● **Given records**
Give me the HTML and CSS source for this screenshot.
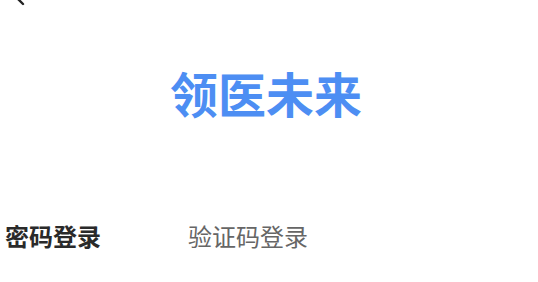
FILE: index.html
```html
<!DOCTYPE html>
<html lang="zh">
<head>
<meta charset="utf-8">
<link rel="stylesheet" href="styles.css">
</head>
<body>
<div class="page">
  <header class="nav">
    <svg class="back" width="24" height="24" viewBox="0 0 24 24"><path d="M15 -6 L6 3 L13 10" fill="none" stroke="#222" stroke-width="2.4" stroke-linecap="round" stroke-linejoin="round"/></svg>
  </header>
  <h1 class="brand">领医未来</h1>
  <nav class="tabs">
    <span class="tab active">密码登录</span>
    <span class="tab">验证码登录</span>
  </nav>
</div>
</body>
</html>
```
FILE: styles.css
```css
html, body { margin: 0; padding: 0; background: #fff; }
body { font-family: "Noto Sans CJK SC", "Noto Sans", sans-serif; }
.page { width: 538px; height: 282px; overflow: hidden; }
.nav { height: 8px; position: relative; }
.back { position: absolute; left: 10px; top: -6px; }
.brand {
  margin: 0;
  padding-top: 48px;
  text-align: center;
  font-size: 48px;
  line-height: 72px;
  font-weight: 700;
  color: #4d8ef3;
  padding-right: 6px;
  letter-spacing: 0;
}
.tabs { display: flex; gap: 87px; padding: 0 5px; margin-top: 91px; }
.tab { font-size: 24px; line-height: 34px; color: #666; }
.tab.active { color: #2a2a2a; font-weight: 700; }
```
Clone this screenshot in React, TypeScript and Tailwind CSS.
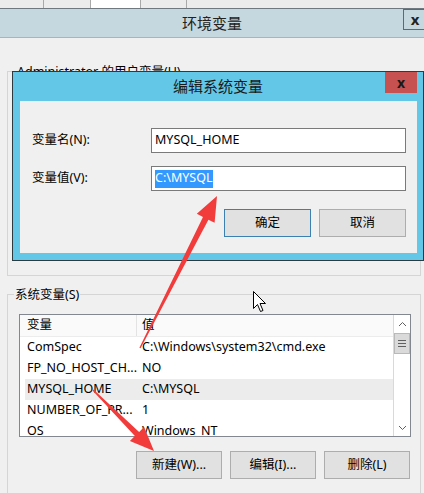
import React from "react";

const ROWS = [
  { name: "ComSpec", value: "C:\\Windows\\system32\\cmd.exe" },
  { name: "FP_NO_HOST_CH...", value: "NO" },
  { name: "MYSQL_HOME", value: "C:\\MYSQL", selected: true },
  { name: "NUMBER_OF_PR...", value: "1" },
  { name: "OS", value: "Windows_NT" },
];

function WinButton({ label, primary = false, small = false }: { label: string; primary?: boolean; small?: boolean }) {
  return (
    <div
      className={`flex h-[28px] items-center justify-center border bg-[#e1e1e1] ${
        primary ? "border-[#3c7fb1]" : "border-[#adadad]"
      } ${small ? "w-[86px]" : "w-[87px]"}`}
    >
      {label}
    </div>
  );
}

function Overlay() {
  return (
    <svg className="pointer-events-none absolute inset-0" width="424" height="493" viewBox="0 0 424 493">
      {/* arrow to the value field */}
      <polygon
        points="139.4,347.7 203,216.9 196.8,213.8 217,196 214.6,222.8 208.4,219.7 140.6,348.3"
        fill="#f23b3b"
      />
      {/* arrow to the new button */}
      <polygon
        points="92.5,390.5 134.9,436.1 129.9,441.1 154,451 144.1,426.9 139.1,431.9 93.5,389.5"
        fill="#f23b3b"
      />
      {/* mouse cursor */}
      <polygon
        points="253.5,291.5 253.5,308.5 257.5,304.5 260.5,311.5 263,310.5 260,303.5 265.5,303.5"
        fill="#fff"
        stroke="#000"
        strokeWidth="1"
      />
    </svg>
  );
}

export default function App() {
  return (
    <div className="relative h-[493px] w-[424px] overflow-hidden bg-[#f0f0f0] text-[12.5px] leading-none text-black font-['Noto_Sans','Noto_Sans_CJK_SC',sans-serif]">
      {/* tabs of the window behind */}
      <div className="flex h-[9px] border-b border-[#6f7a80] bg-[#ececec]">
        <div className="w-[44px] border-r border-[#a9a9a9]" />
        <div className="w-[47px] border-r border-[#a9a9a9]" />
        <div className="w-[50px] border-r border-[#a9a9a9] bg-white" />
        <div className="w-[46px] border-r border-[#a9a9a9]" />
        <div className="flex-1" />
      </div>

      {/* 环境变量 title bar */}
      <div className="relative flex h-[29px] items-center justify-center border-b border-[#a8b6bc] bg-[#c6d8df] text-[15px] text-[#222]">
        环境变量
        <div className="absolute right-0 top-0 flex h-[21px] w-[21px] items-center justify-center border border-r-0 border-[#5d6a70] pl-[2px] text-[15px] font-bold">
          x
        </div>
      </div>

      {/* user variables group, mostly hidden */}
      <fieldset className="ml-[7px] mr-[3px] mt-[25px] h-[213px] border border-[#d5d5d5] px-[8px]">
        <legend className="px-[1px] leading-[17px]">Administrator 的用户变量(U)</legend>
      </fieldset>

      {/* system variables group */}
      <fieldset className="ml-[7px] mr-[3px] mt-[10px] h-[240px] border border-[#d5d5d5] pl-[11px]">
        <legend className="-ml-[5px] px-[1px] leading-[17px]">系统变量(S)</legend>

        <div className="mt-[11px] flex h-[123px] w-[392px] border border-[#828790] bg-white">
          <div className="flex-1 overflow-hidden">
            <div className="flex h-[22px] items-center border-b border-[#ececec] bg-[#fafafa]">
              <div className="flex h-full w-[117px] items-center border-r border-[#e3e3e3] pl-[7px]">变量</div>
              <div className="pl-[5px]">值</div>
            </div>
            {ROWS.map((r) => (
              <div
                key={r.name}
                className={`ml-[5px] flex h-[21px] items-center ${r.selected ? "bg-[#ececec]" : ""}`}
              >
                <div className="w-[117px] whitespace-nowrap pl-[2px]">{r.name}</div>
                <div className="whitespace-nowrap">{r.value}</div>
              </div>
            ))}
          </div>
          {/* scrollbar */}
          <div className="flex w-[17px] flex-col border-l border-[#d9d9d9] bg-white">
            <div className="flex h-[18px] items-center justify-center">
              <svg width="9" height="6" viewBox="0 0 9 6">
                <path d="M1 5 L4.5 1.5 L8 5" fill="none" stroke="#606060" strokeWidth="1" />
              </svg>
            </div>
            <div className="flex h-[21px] items-center justify-center border border-[#b9b9b9] bg-[#dadada]">
              <svg width="8" height="7" viewBox="0 0 8 7">
                <path d="M0 0.5 H8 M0 3.5 H8 M0 6.5 H8" stroke="#606060" strokeWidth="1" />
              </svg>
            </div>
            <div className="flex-1" />
            <div className="flex h-[17px] items-center justify-center">
              <svg width="9" height="6" viewBox="0 0 9 6">
                <path d="M1 1 L4.5 4.5 L8 1" fill="none" stroke="#606060" strokeWidth="1" />
              </svg>
            </div>
          </div>
        </div>

        <div className="mt-[14px] flex w-[391px] justify-end gap-[8px]">
          <WinButton label="新建(W)..." small />
          <WinButton label="编辑(I)..." small />
          <WinButton label="删除(L)" small />
        </div>
      </fieldset>

      {/* 编辑系统变量 dialog on top */}
      <div className="absolute left-[12px] top-[71px] h-[190px] w-[412px] border border-[#2d3a40] bg-[#63c8e8]">
        <div className="relative flex h-[29px] items-center justify-center text-[15px] text-[#1a1a1a]">
          编辑系统变量
          <div className="absolute right-[6px] top-0 flex h-[21px] w-[32px] items-center justify-center bg-[#c75050] text-[14px] font-bold">
            x
          </div>
        </div>
        <div className="ml-[7px] mr-[6px] h-[152px] bg-[#f0f0f0] pl-[12px] pt-[27px]">
          <div className="flex h-[25px] items-center">
            <div className="w-[119px]">变量名(N):</div>
            <div className="flex h-[25px] w-[255px] items-center border border-[#7a7a7a] bg-white px-[3px]">
              MYSQL_HOME
            </div>
          </div>
          <div className="mt-[13px] flex h-[25px] items-center">
            <div className="w-[119px]">变量值(V):</div>
            <div className="flex h-[25px] w-[255px] items-center border border-[#7a7a7a] bg-white px-[3px]">
              <span className="flex h-[18px] items-center bg-[#3399ff] text-white">C:\MYSQL</span>
            </div>
          </div>
          <div className="ml-[192px] mt-[18px] flex gap-[8px]">
            <WinButton label="确定" primary />
            <WinButton label="取消" />
          </div>
        </div>
      </div>

      <Overlay />
    </div>
  );
}
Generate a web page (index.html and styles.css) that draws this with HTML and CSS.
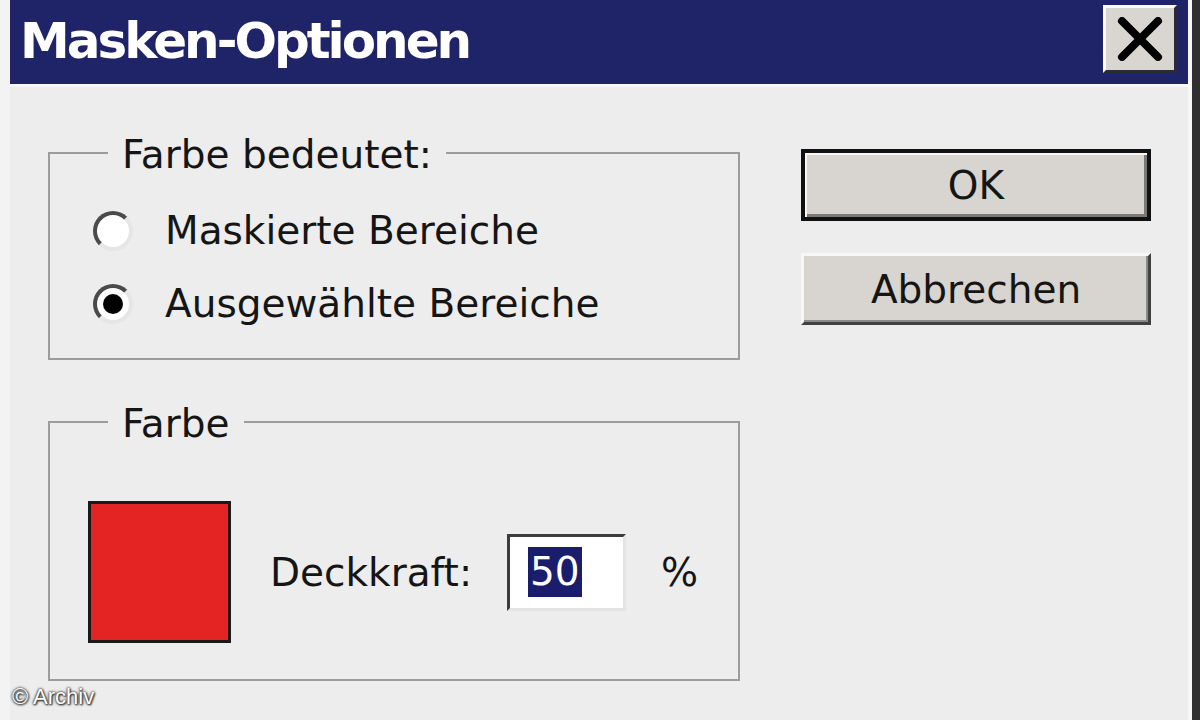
FILE: index.html
```html
<!DOCTYPE html>
<html lang="de">
<head>
<meta charset="utf-8">
<title>Masken-Optionen</title>
<link rel="stylesheet" href="styles.css">
</head>
<body>
<div class="window">
  <div class="frame">
    <div class="titlebar">
      <span class="title">Masken-Optionen</span>
      <button class="close" aria-label="Schließen">
        <svg width="48" height="44" viewBox="0 0 48 44"><path d="M6 4 L42 40 M42 4 L6 40" stroke="#000" stroke-width="8" stroke-linecap="round"/></svg>
      </button>
    </div>
    <div class="content">
      <div class="left">
        <fieldset class="group">
          <legend>Farbe bedeutet:</legend>
          <div class="group-meaning">
            <label class="radio-row"><span class="radio"></span><span>Maskierte Bereiche</span></label>
            <label class="radio-row"><span class="radio checked"></span><span>Ausgewählte Bereiche</span></label>
          </div>
        </fieldset>
        <fieldset class="group">
          <legend>Farbe</legend>
          <div class="color-row">
            <div class="swatch"></div>
            <span class="label">Deckkraft:</span>
            <div class="input"><span class="sel">50</span></div>
            <span class="pct">%</span>
          </div>
        </fieldset>
      </div>
      <div class="right">
        <button class="btn default">OK</button>
        <button class="btn">Abbrechen</button>
      </div>
    </div>
  </div>
  <div class="watermark">© Archiv</div>
</div>
</body>
</html>
```

FILE: styles.css
```css
* { box-sizing: border-box; }
html, body {
  margin: 0;
  padding: 0;
  background: #ededed;
}
body {
  width: 1200px;
  height: 720px;
  overflow: hidden;
  font-family: "DejaVu Sans", "Liberation Sans", sans-serif;
  color: #151515;
}
.window {
  position: relative;
  width: 1200px;
  height: 720px;
  border-left: 10px solid #f3f3f3;
  border-right: 8px solid #303030;
  background: #ededed;
}
.frame {
  height: 100%;
  border-right: 4px solid #f6f6f6;
  display: flex;
  flex-direction: column;
}
.titlebar {
  height: 87px;
  background: #1f2367;
  border-bottom: 3px solid #f7f7fb;
  display: flex;
  align-items: flex-start;
  justify-content: space-between;
  padding: 0 11px 0 10px;
  flex: none;
}
.title {
  color: #fff;
  font-weight: bold;
  font-size: 50px;
  letter-spacing: -3px;
  line-height: 84px;
  margin-top: -1px;
}
.close {
  margin-top: 5px;
  width: 74px;
  height: 68px;
  padding: 0;
  background: #d9d5d0;
  border: 3px solid;
  border-color: #fafafa #2a2a3a #2a2a3a #fafafa;
  display: flex;
  align-items: center;
  justify-content: center;
}
.content {
  display: grid;
  grid-template-columns: 692px 350px;
  column-gap: 61px;
  padding-left: 38px;
  font-size: 39px;
}
.left {
  display: flex;
  flex-direction: column;
  padding-top: 40px;
  gap: 36px;
}
.group {
  margin: 0;
  border: 2px solid #9c9c9c;
  padding: 0;
  min-width: 0;
}
.group legend {
  margin-left: 58px;
  padding: 5px 14px 0;
  line-height: 46px;
  font-size: 39px;
}
.group-meaning {
  padding: 16px 0 18px 43px;
}
.radio-row {
  display: flex;
  align-items: center;
  height: 73px;
  gap: 32px;
}
.radio {
  width: 40px;
  height: 40px;
  border-radius: 50%;
  background: #fff;
  border: 4px solid;
  border-color: #4a4a4a #e6e6e6 #e6e6e6 #4a4a4a;
  display: flex;
  align-items: center;
  justify-content: center;
  flex: none;
}
.radio.checked::after {
  content: "";
  width: 20px;
  height: 20px;
  border-radius: 50%;
  background: #000;
}
.color-row {
  display: flex;
  align-items: center;
  padding: 54px 0 36px 38px;
}
.swatch {
  width: 143px;
  height: 142px;
  background: #e42323;
  border: 3px solid #1a1a1a;
  flex: none;
}
.label {
  margin-left: 39px;
}
.input {
  margin-left: 35px;
  width: 119px;
  height: 77px;
  background: #fff;
  border: 3px solid;
  border-color: #3c3c3c #e4e4e4 #e4e4e4 #3c3c3c;
  display: flex;
  align-items: center;
  padding-left: 18px;
}
.sel {
  background: #1a1d6c;
  color: #fff;
  line-height: 50px;
  padding: 0 2px;
}
.pct {
  margin-left: 35px;
}
.right {
  display: flex;
  flex-direction: column;
  gap: 32px;
  padding-top: 62px;
}
.btn {
  width: 350px;
  height: 72px;
  background: #d8d4cf;
  font-family: inherit;
  font-size: 39px;
  color: #151515;
  padding: 0;
  border: 3px solid;
  border-color: #f7f7f7 #404040 #404040 #f7f7f7;
  box-shadow: inset -2px -2px 0 #8a8a8a;
}
.btn.default {
  border: 4px solid #111;
  box-shadow: inset 2px 2px 0 #f7f7f7, inset -3px -3px 0 #7a7a7a;
}
.watermark {
  position: absolute;
  left: 2px;
  bottom: 10px;
  font-family: "Liberation Sans", Arial, sans-serif;
  font-size: 22px;
  color: #fff;
  text-shadow: 0 0 2px #333, 0 0 3px #333, 1px 1px 2px #222;
}
```
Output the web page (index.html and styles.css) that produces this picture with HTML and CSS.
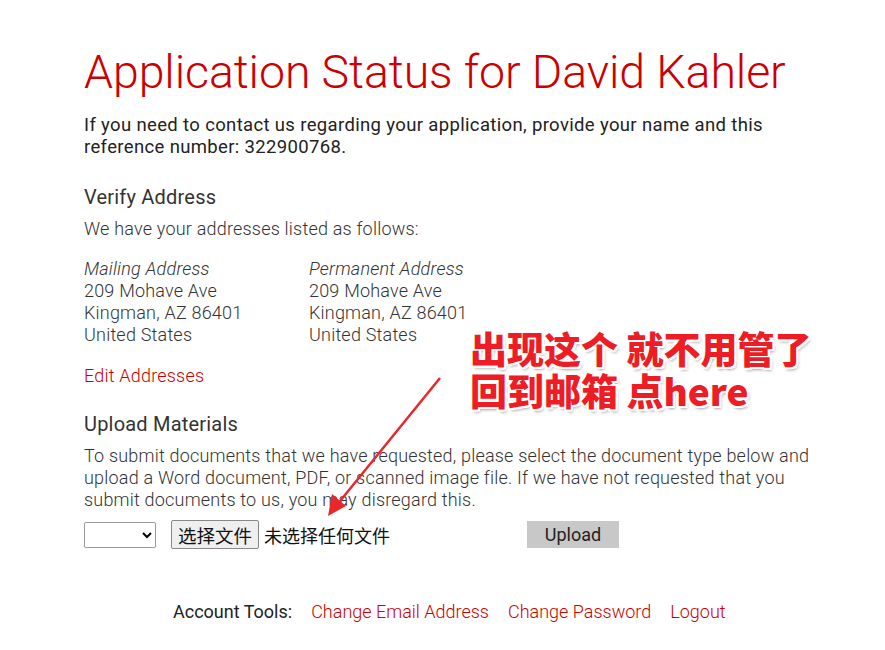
FILE: index.html
```html
<!DOCTYPE html>
<html lang="en">
  <head>
    <meta charset="UTF-8" />
    <title>Application Status</title>
    <link rel="stylesheet" href="styles.css">
  </head>
  <body>
    <div class="page">
      <h1>Application Status for David Kahler</h1>
      <p class="lead">
        If you need to contact us regarding your application, provide your name
        and this reference number: 322900768.
      </p>

      <h2>Verify Address</h2>
      <p>We have your addresses listed as follows:</p>

      <div class="addresses">
        <div class="address">
          <em>Mailing Address</em><br />
          209 Mohave Ave<br />
          Kingman, AZ 86401<br />
          United States
        </div>
        <div class="address">
          <em>Permanent Address</em><br />
          209 Mohave Ave<br />
          Kingman, AZ 86401<br />
          United States
        </div>
      </div>

      <p class="edit"><a href="#">Edit Addresses</a></p>

      <h2>Upload Materials</h2>
      <p>
        To submit documents that we have requested, please select the document
        type below and upload a Word document, PDF, or scanned image file. If we
        have not requested that you submit documents to us, you may disregard
        this.
      </p>

      <div class="upload-row">
        <select class="doc-type"><option></option></select>
        <span class="file-pick">
          <button class="file-btn">选择文件</button>
          <span class="file-name">未选择任何文件</span>
        </span>
        <button class="upload-btn">Upload</button>
      </div>

      <div class="tools">
        <span class="tools-label">Account Tools:</span>
        <a href="#">Change Email Address</a>
        <a href="#">Change Password</a>
        <a href="#">Logout</a>
      </div>

      <!-- annotation overlay -->
      <div class="note">出现这个 就不用管了<br />回到邮箱 点here</div>
      <svg class="arrow" width="130" height="150" viewBox="0 0 130 150">
        <line x1="118" y1="4" x2="14" y2="132" stroke="#e8262c" stroke-width="2.5" />
        <polygon points="6,142 10,120 24,132" fill="#e8262c" />
      </svg>
    </div>
  </body>
</html>
```

FILE: styles.css
```css
body {
  margin: 0;
  background: #fff;
  font-family: Roboto, "Liberation Sans", sans-serif;
  color: #333;
}
.page {
  position: relative;
  width: 730px;
  padding: 44px 0 0 84px;
  font-size: 18px;
  line-height: 22px;
  font-weight: 300;
  letter-spacing: 0.2px;
}
h1 {
  margin: 0 0 14px;
  font-size: 46.5px;
  line-height: 56px;
  font-weight: 300;
  color: #cc0000;
  letter-spacing: -0.1px;
}
p {
  margin: 0;
}
.lead {
  font-size: 18.5px;
  font-weight: 400;
  letter-spacing: 0.35px;
  color: #222;
  margin-bottom: 27px;
}
h2 {
  margin: 0 0 9px;
  font-size: 20px;
  line-height: 24px;
  font-weight: 400;
  color: #333;
}
.addresses {
  display: flex;
  margin-top: 18px;
}
.address {
  width: 225px;
}
.edit {
  margin: 19px 0 25px;
}
a {
  color: #cc0000;
  text-decoration: none;
}
.upload-row {
  display: flex;
  align-items: center;
  margin-top: 9px;
}
.doc-type {
  width: 72px;
  height: 26px;
  margin-right: 15px;
  border: 1px solid #999;
  border-radius: 2px;
  background: #fff;
}
.file-pick {
  display: flex;
  align-items: center;
  width: 356px;
}
.file-btn {
  height: 29px;
  padding: 0 6px;
  font-family: "Noto Sans CJK SC", sans-serif;
  font-size: 18.5px;
  border: 1px solid #888;
  border-radius: 2px;
  background: #efefef;
  color: #111;
}
.file-name {
  margin-left: 5px;
  font-family: "Noto Sans CJK SC", sans-serif;
  font-size: 18px;
  font-weight: 400;
  letter-spacing: 0;
  color: #111;
}
.upload-btn {
  width: 92px;
  height: 27px;
  border: none;
  background: #c8c8c8;
  color: #222;
  font-family: Roboto, sans-serif;
  font-size: 18px;
}
.tools {
  display: flex;
  gap: 19px;
  margin: 52px 0 0 89px;
  letter-spacing: 0;
}
.tools-label {
  color: #222;
  font-weight: 400;
}
.note {
  position: absolute;
  left: 470px;
  top: 327px;
  font-family: "Noto Sans CJK SC", sans-serif;
  font-weight: 900;
  font-size: 37px;
  line-height: 42px;
  letter-spacing: 0;
  color: #ee1c25;
  text-shadow: 2px 0 0 #fff, -2px 0 0 #fff, 0 2px 0 #fff, 0 -2px 0 #fff,
    2px 2px 0 #fff, -2px 2px 0 #fff, 2px -2px 0 #fff, -2px -2px 0 #fff,
    2px 3px 3px rgba(0, 0, 0, 0.35);
}
.arrow {
  position: absolute;
  left: 322px;
  top: 374px;
}
```
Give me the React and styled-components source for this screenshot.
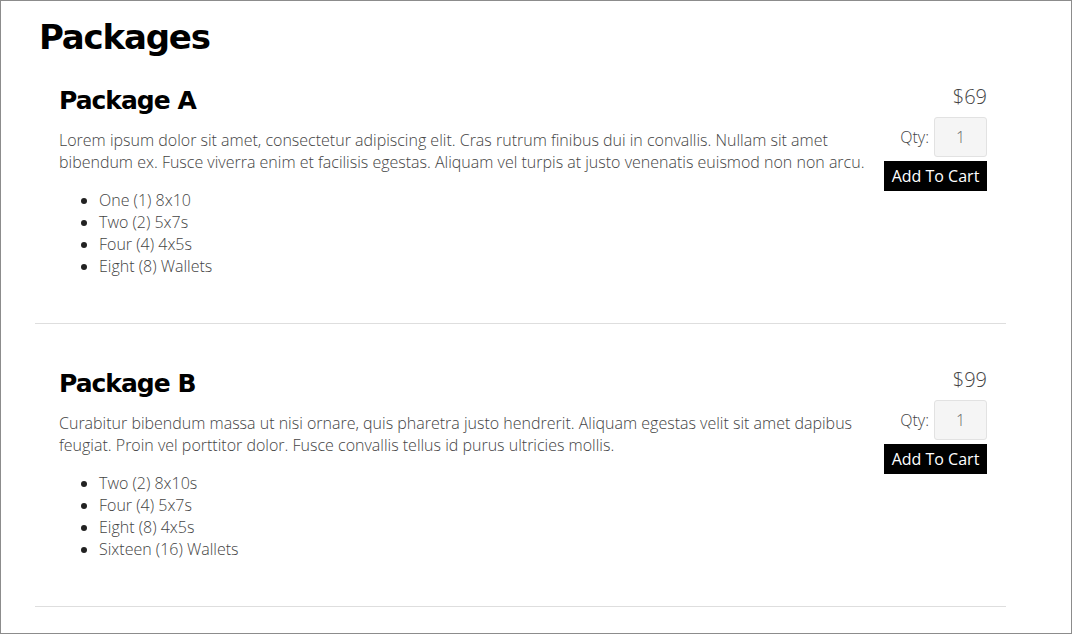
import React from "react";
import styled, { createGlobalStyle } from "styled-components";

const Global = createGlobalStyle`
  html, body { margin: 0; padding: 0; background: #fff; }
  * { box-sizing: border-box; }
`;

const Page = styled.div`
  height: 634px;
  width: 1072px;
  border: 1px solid #8c8c8c;
  overflow: hidden;
  padding: 16px 0 0 34px;
  font-family: "Open Sans", "Liberation Sans", sans-serif;
  color: #444;
`;

const Title = styled.h1`
  margin: 0 0 0 4px;
  font-family: "DejaVu Sans", "Liberation Sans", sans-serif;
  font-weight: 700;
  font-size: 34px;
  line-height: 40px;
  letter-spacing: -1.2px;
  color: #000;
`;

const Section = styled.section`
  width: 971px;
  padding: 29px 19px 46px 24px;
  border-bottom: 1px solid #dedede;
  display: flex;
  gap: 10px;
  align-items: flex-start;
  & + & { margin-top: 16px; }
`;

const Details = styled.div`
  flex: 1;
  min-width: 0;
`;

const Name = styled.h2`
  margin: 0 0 13px;
  font-family: "DejaVu Sans", "Liberation Sans", sans-serif;
  font-weight: 700;
  font-size: 25px;
  line-height: 30px;
  letter-spacing: -1px;
  color: #000;
`;

const Desc = styled.p`
  margin: 0 0 16px;
  font-weight: 300;
  font-size: 16px;
  line-height: 22px;
`;

const Items = styled.ul`
  margin: 0;
  padding-left: 40px;
  font-weight: 300;
  font-size: 16px;
  line-height: 22px;
  li::marker { color: #222; }
`;

const Side = styled.div`
  width: 103px;
  display: flex;
  flex-direction: column;
  align-items: flex-end;
`;

const Price = styled.div`
  font-weight: 300;
  font-size: 20px;
  line-height: 20px;
  margin: 1px 0 10px;
`;

const QtyRow = styled.label`
  display: flex;
  align-items: center;
  gap: 5px;
  font-weight: 300;
  font-size: 16px;
  line-height: 22px;
  margin-bottom: 4px;
`;

const QtyInput = styled.input`
  width: 53px;
  height: 40px;
  border: 1px solid #e2e2e2;
  border-radius: 3px;
  background: #f5f5f5;
  text-align: center;
  font-family: "Open Sans", "Liberation Sans", sans-serif;
  font-weight: 300;
  font-size: 16px;
  color: #666;
  padding: 0;
  outline: none;
`;

const CartButton = styled.button`
  width: 103px;
  height: 30px;
  border: none;
  border-radius: 0;
  background: #000;
  color: #fff;
  font-family: "Open Sans", "Liberation Sans", sans-serif;
  font-weight: 400;
  font-size: 16px;
  padding: 0;
  cursor: pointer;
`;

const packages = [
  {
    name: "Package A",
    price: "$69",
    desc: "Lorem ipsum dolor sit amet, consectetur adipiscing elit. Cras rutrum finibus dui in convallis. Nullam sit amet bibendum ex. Fusce viverra enim et facilisis egestas. Aliquam vel turpis at justo venenatis euismod non non arcu.",
    items: ["One (1) 8x10", "Two (2) 5x7s", "Four (4) 4x5s", "Eight (8) Wallets"],
  },
  {
    name: "Package B",
    price: "$99",
    desc: "Curabitur bibendum massa ut nisi ornare, quis pharetra justo hendrerit. Aliquam egestas velit sit amet dapibus feugiat. Proin vel porttitor dolor. Fusce convallis tellus id purus ultricies mollis.",
    items: ["Two (2) 8x10s", "Four (4) 5x7s", "Eight (8) 4x5s", "Sixteen (16) Wallets"],
  },
];

export default function App() {
  return (
    <>
      <Global />
      <Page>
        <Title>Packages</Title>
        {packages.map((p) => (
          <Section key={p.name}>
            <Details>
              <Name>{p.name}</Name>
              <Desc>{p.desc}</Desc>
              <Items>
                {p.items.map((i) => (
                  <li key={i}>{i}</li>
                ))}
              </Items>
            </Details>
            <Side>
              <Price>{p.price}</Price>
              <QtyRow>
                Qty:
                <QtyInput type="text" defaultValue="1" />
              </QtyRow>
              <CartButton>Add To Cart</CartButton>
            </Side>
          </Section>
        ))}
      </Page>
    </>
  );
}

● **Objective**
Copy every line that contains the string "React".

● **Solved problem**
Clone this screenshot in React, TypeScript and Tailwind CSS.
import React from "react";
Give me the React and styled-components source for this screenshot.
import React from "react";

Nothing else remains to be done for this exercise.